Im Retematäng lief ein Klassiker gegen England
„Kein Katar in meiner Kneipe“heißt die Aktion der Bar in der Altstadt. Aber auch auf der Bolkerstraße kam keine WM-Stimmung auf.
Das Auftaktspiel der deutschen Fußball-Nationalmannschaft bei der Weltmeisterschaft 2014 in Brasilien war das größte Fußball-Erlebnis meines Lebens. Ich durfte live dabei sein, als sich die deutschen Anhänger zunächst zum Fanmarsch in der Altstadt von Salvador trafen, durch die Straßen zum Stadion zogen und dann sahen, wie das DFB-Team Portugal um Superstar Ronaldo mit 4:0 abfertigte. Für mich eine Erinnerung, die unvergessen bleibt, für die deutsche Mannschaft der Start auf dem Weg zum vierten WM-Titel.

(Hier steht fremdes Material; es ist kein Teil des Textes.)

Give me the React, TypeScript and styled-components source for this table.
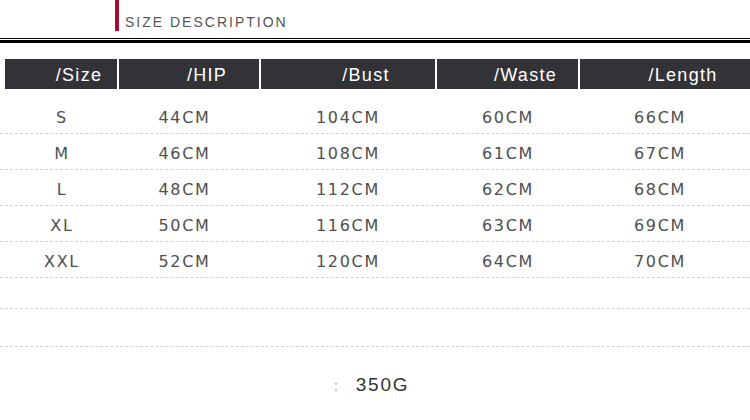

Acht Jahre später gibt es beim Auftaktspiel der Deutschen bei der Weltmeisterschaft in Katar – wie verrückt sich das schon anhört – gegen Japan für mich statt Caipirinha ein Füchschen. Ich sitze in der Düsseldorfer Altstadt bewusst an einem Tisch der Bar Retematäng, in der die umstrittenste WM der Fußballgeschichte boykottiert und nicht im Fernsehen übertragen wird. Das Motto „Kein Katar in meiner Kneipe“bedeutet für mich, dass ich zum ersten Mal – seitdem ich Fußballfan bin – ein Spiel der Nationalmannschaft bei einem großen Turnier wie der WM oder EM (die Nations League nimmt ja niemand ernst) nicht verfolge.
„Früher habe ich Urlaub genommen, um die WM zu gucken“, sagt auch Duffy am Nachbartisch im Retematäng. Aber diese Zeiten seien jetzt vorbei, mit seinem Kumpel Pete schaut er in der Bar lieber eine Aufzeichnung der Partie Deutschland gegen England von der WM 2010 in Südafrika, auch wenn es nur einen englischen Kommentar gibt. Beim 1:0 für die DFB-Elf, damals noch unter Jogi Löw, durch Miro Klose ballt Duffy die Fäuste. Ein typisches Klose-Tor sei es gewesen. Beim zweiten Treffer wird sogar als Fortuna-Fan einem Kölner applaudiert: Lukas Podolski erhöht auf 2:0. Das Anschlusstor der Engländer wird locker aufgenommen; man weiß ja, dass Thomas Müller nach der Halbzeit noch doppelt treffen und Deutschland ins Viertelfinale einziehen wird.
Für Duffy und Pete ist es Ehrensache, im Retematäng die WM zu boykottieren. Pete will vor dem Spiel nur auf die japanische Aufstellung geguckt haben, weil er wissen wollte, ob Ao Tanaka von der Fortuna in der Startelf steht. Ansonsten wird auf den Blick aufs Smartphone und den Zwischenstand verzichtet. „Ich bin aus Solidarität zum Wirt hier. Er hat mit `Kein Katar in meiner Kneipe‘ ein Zeichen gesetzt und ich will nicht, dass er das finanziell bereut“, sagt Pete. Und was machen die beiden, wenn Deutschland das Finale erreichen sollte? Duffy sagt: „Auch dann schaue ich mir das nicht an.“Er hofft, dass niedrigere Einschaltquoten für die Zukunft etwas bewirken. Ganz so cool wie Duffy und Pete ist Retematäng-Chef Daniel Vollmer übrigens nicht. Als „totaler Fußballfan“müsse er sich beherrschen, nicht doch die deutschen Partien zu schauen: „Es juckt schon ganz schön“, sagt er. Duffy und Pete fachsimpeln währenddessen an ihrem Tisch weiter, bestellen noch ein Alt und ärgern sich über die „korrupte Fifa“, die ihren Lieblingssport schon mit der WM-Vergabe an Russland 2018 kaputtgemacht habe.
Am Sonntagabend wird im Retematäng statt Deutschland gegen Spanien lieber American Football gezeigt. Die Wirte an der Bolkerstraße werden aber wieder ihre Fernseher draußen einschalten, die WM übertragen und wahrscheinlich hoffen, dass mehr Gäste in die Altstadt zum Rudelgucken kommen. Denn beim Spiel gegen die Japaner war auf der „Bolker“nicht mehr los als an anderen Wochentagen – von Fußballfieber keine Spur, mag das vielleicht aber auch an der frühen Anstoßzeit (14 Uhr) gelegen haben.
Dass die Deutschen nun ihren Auftakt vergeigten, passt für mich irgendwie zu dieser WM, denn gute Nachrichten aus Katar habe ich noch keine wahrgenommen. So bleibt die Erinnerung an Brasilien 2014 – noch immer mit Gänsehaut.